Congratulations, Argo program, for collecting over 2 million ocean profiles in 20 years!
- February 13, 2019
- Category: Flash info
The Argo program is an international ocean observation program that provides crucial data about the world’s oceans for oceanography, meteorology and climate studies. A few weeks ago, the Argo program reached an important milestone of over 2 million ocean profiles (measurements of temperature, salinity and pressure) collected since 1999.

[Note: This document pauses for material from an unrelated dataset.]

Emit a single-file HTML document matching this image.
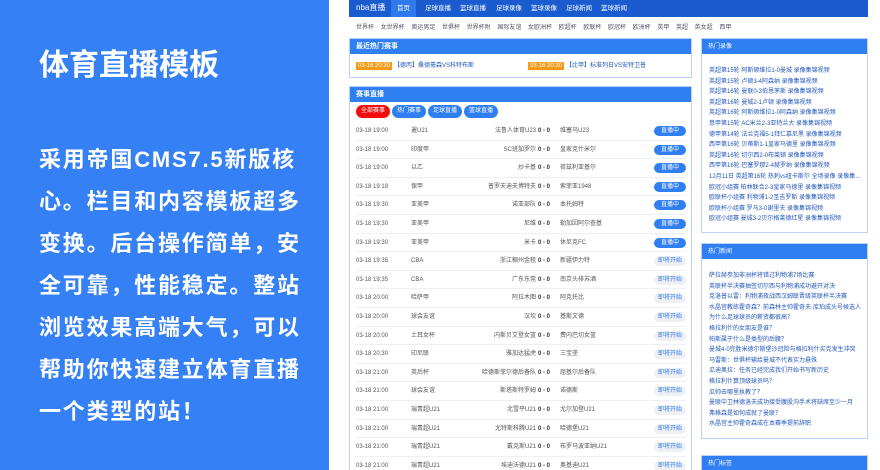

The ocean plays a central role in the earth’s climate. Yet continuous observations of the ocean are difficult to obtain, especially below the sea surface. The Argo program is a network of 4,000 autonomous profiling floats deployed by ship and pre-programmed to sample the ocean. Every 10 days, these instruments dive down to 2,000 meters below the sea surface then slowly rise to the surface, collecting temperature, pressure and salinity profiles as they go. These profiles are sent via satellite when the float reaches the surface. Once the data has been sent, the 10-day cycle begins again. Designed to complement other measurements, the Argo program provides the crucial, uniform in time and space, in situ observation profiles of the ocean.
CLS, key partner of ocean observing programs
CLS has been a key partner of the Argo program since its inception. The early Argo floats relied exclusively on the Argos system, operated only by CLS, to relay data from profilers to scientists. Since 1999, seventy percent of the 2 million Argo profiles were transmitted using the Argos system.
As a technical partner for Argo, CLS provides data processing and formatting to prepare data for insertion on the Global Telecommunication System (GTS) of the World Meteorological Organization (WMO). This crucial activity serves an important mission of the Argo program: fueling marine meteorology models by making data available to the Met Offices in near real-time.
Data hosting for international oceanography programs
The Argo Information Centre (AIC) is hosted on CLS servers and maintained by CLS in agreement with JCOMMOPS, the coordinating body of the WMO-UNESCO’s IOC that manages this ocean observation program. The AIC aims to widely coordinate Argo operations as well as to monitor in near-real time the status of the whole Argo array, thus optimizing its implementation across countries.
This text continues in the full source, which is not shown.